RE: Ranking Your Position in the US Economy
Hi @adriangee, I see free competitive enrichment as just as important a liberty as the right to elementary means for survival - a philosophy that implies the necessary existence of a basic universal income, to put it briefly. To achieve this, we need, inter alia, a currency with a stable value relative to production of those elementary means. Without that we cannot resolve this conundrum of being a capitalist and a commie at the same time. But even without achieving a fair and equitable distribution of basic means, a currency like that can at the very least serve to secure the purchasing power of pensions. And I am working on a SmartCoin with that critical property. Should you be interested, there is an introduction to that on my blog. Thanks for the perspective underscored by your post! Regards.

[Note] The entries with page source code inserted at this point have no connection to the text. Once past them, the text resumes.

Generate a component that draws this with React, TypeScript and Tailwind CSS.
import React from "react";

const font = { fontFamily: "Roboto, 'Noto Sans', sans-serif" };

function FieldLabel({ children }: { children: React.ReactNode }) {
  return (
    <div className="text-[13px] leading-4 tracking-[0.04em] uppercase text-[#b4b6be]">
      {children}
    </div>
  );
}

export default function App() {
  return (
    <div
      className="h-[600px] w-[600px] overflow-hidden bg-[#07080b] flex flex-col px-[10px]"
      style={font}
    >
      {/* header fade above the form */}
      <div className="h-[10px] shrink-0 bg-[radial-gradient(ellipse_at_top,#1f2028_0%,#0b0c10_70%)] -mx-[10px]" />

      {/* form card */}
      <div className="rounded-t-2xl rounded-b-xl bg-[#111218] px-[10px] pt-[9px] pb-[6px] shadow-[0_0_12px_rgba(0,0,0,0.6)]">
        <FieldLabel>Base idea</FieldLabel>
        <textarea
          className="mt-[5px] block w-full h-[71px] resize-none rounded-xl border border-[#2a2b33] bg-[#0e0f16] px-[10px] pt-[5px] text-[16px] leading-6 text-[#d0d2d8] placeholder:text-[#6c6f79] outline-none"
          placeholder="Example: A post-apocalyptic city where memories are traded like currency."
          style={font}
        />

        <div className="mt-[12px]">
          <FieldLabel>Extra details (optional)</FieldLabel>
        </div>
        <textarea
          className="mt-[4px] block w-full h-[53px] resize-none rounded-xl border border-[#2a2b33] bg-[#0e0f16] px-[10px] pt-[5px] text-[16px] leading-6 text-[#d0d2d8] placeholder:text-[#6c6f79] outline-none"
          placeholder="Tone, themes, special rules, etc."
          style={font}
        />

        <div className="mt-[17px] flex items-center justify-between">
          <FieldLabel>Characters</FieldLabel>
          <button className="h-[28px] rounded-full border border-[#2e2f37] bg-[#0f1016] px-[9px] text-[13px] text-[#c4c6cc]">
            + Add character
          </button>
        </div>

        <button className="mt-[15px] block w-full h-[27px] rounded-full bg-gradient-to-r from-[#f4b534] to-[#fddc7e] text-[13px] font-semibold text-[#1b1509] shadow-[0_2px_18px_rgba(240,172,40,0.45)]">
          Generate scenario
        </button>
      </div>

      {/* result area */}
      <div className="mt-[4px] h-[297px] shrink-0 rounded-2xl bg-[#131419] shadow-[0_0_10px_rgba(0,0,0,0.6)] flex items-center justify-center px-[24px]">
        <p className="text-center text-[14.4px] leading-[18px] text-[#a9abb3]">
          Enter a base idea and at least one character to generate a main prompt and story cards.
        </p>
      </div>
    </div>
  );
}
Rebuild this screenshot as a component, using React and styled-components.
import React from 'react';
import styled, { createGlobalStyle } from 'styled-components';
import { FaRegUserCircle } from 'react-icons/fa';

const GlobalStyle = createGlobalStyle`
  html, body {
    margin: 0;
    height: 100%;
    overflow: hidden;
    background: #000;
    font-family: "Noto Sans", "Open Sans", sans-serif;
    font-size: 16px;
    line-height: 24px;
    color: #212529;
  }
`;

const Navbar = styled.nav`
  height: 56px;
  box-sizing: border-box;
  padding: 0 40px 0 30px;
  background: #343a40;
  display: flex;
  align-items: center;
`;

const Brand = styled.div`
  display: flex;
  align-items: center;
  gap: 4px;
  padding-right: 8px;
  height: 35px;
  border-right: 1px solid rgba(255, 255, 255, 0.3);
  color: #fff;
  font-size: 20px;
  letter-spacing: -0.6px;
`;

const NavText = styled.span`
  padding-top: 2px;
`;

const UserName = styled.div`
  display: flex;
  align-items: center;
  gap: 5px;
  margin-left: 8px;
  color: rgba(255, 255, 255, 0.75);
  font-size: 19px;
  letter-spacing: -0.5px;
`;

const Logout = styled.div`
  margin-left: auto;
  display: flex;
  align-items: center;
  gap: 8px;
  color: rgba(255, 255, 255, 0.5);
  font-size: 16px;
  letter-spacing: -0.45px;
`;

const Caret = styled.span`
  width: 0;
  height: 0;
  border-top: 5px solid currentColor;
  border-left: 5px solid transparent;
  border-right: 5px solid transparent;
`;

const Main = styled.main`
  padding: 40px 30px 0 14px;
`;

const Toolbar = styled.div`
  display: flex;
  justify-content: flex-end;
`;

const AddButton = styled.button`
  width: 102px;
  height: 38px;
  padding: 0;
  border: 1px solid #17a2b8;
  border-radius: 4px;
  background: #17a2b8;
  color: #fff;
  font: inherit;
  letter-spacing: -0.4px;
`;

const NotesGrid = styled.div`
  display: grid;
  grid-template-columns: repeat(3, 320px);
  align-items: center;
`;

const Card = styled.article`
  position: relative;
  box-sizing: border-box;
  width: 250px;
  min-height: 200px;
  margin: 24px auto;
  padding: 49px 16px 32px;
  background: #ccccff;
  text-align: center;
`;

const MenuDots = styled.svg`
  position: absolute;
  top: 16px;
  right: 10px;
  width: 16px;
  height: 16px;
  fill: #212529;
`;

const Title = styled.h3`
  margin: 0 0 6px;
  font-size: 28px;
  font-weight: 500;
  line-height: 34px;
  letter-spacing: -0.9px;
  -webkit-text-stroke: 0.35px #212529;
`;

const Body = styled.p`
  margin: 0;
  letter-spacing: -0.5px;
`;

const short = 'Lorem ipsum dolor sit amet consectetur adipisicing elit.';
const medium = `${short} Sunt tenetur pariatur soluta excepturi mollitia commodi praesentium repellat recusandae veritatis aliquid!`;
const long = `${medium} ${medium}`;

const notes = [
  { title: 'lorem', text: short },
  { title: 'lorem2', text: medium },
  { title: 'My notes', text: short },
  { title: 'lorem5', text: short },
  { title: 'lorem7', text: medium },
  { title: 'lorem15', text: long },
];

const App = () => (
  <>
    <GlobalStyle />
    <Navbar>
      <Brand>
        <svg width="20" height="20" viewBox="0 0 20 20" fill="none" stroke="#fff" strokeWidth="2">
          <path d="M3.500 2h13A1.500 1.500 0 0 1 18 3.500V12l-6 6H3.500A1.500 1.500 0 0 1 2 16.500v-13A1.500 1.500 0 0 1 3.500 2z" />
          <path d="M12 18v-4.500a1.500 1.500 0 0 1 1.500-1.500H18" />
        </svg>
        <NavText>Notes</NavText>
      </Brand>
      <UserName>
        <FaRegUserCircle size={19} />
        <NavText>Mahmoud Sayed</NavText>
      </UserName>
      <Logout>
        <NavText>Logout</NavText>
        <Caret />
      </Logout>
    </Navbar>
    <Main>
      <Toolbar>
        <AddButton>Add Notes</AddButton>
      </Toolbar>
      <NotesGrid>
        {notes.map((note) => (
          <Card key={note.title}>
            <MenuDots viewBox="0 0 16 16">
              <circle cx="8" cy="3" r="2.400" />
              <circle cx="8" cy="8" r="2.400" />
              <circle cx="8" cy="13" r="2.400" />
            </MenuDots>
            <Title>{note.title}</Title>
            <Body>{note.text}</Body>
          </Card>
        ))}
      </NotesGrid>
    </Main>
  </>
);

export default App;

Thanks for the post @clicketyclick. I don't believe in a socialist government but the income disparity is quite jarring.
Neither do I @adriangee.
Having been there, however, I know that in a theoretically free market society there is a poverty level below which all a person's energy and creativity is spent on survival and elevation beyond that becomes virtually impossible.
This is a serious flaw that breeds crime and enslavement. In a rich caveman environment everyone has equal access to resources and a fair distribution of opportunity to apply their talent to elevate their quality of life from rock bottom up. In modern urbanized society this is most certainly not the case.
Human-powered bureaucracies are doomed to fail by corruption sooner rather than later and tend to get bloated through laziness and other subtle forms of theft. So I agree, that is not the answer.
A decentralized mechanism that automatically distributes the minimum amount of power of purchase equivalent to the free means of survival available to every caveman is the answer.
This will provide a buffer from which all but the sickly can recover, earning an increase to their own quality of life by adding to that of others.
What I am working on is a decentralized currency with a value related to the cost of producing basic necessities that can be seen, on the one hand, as a first step in that direction, but that can also serve as functionally reliable means of trade in general.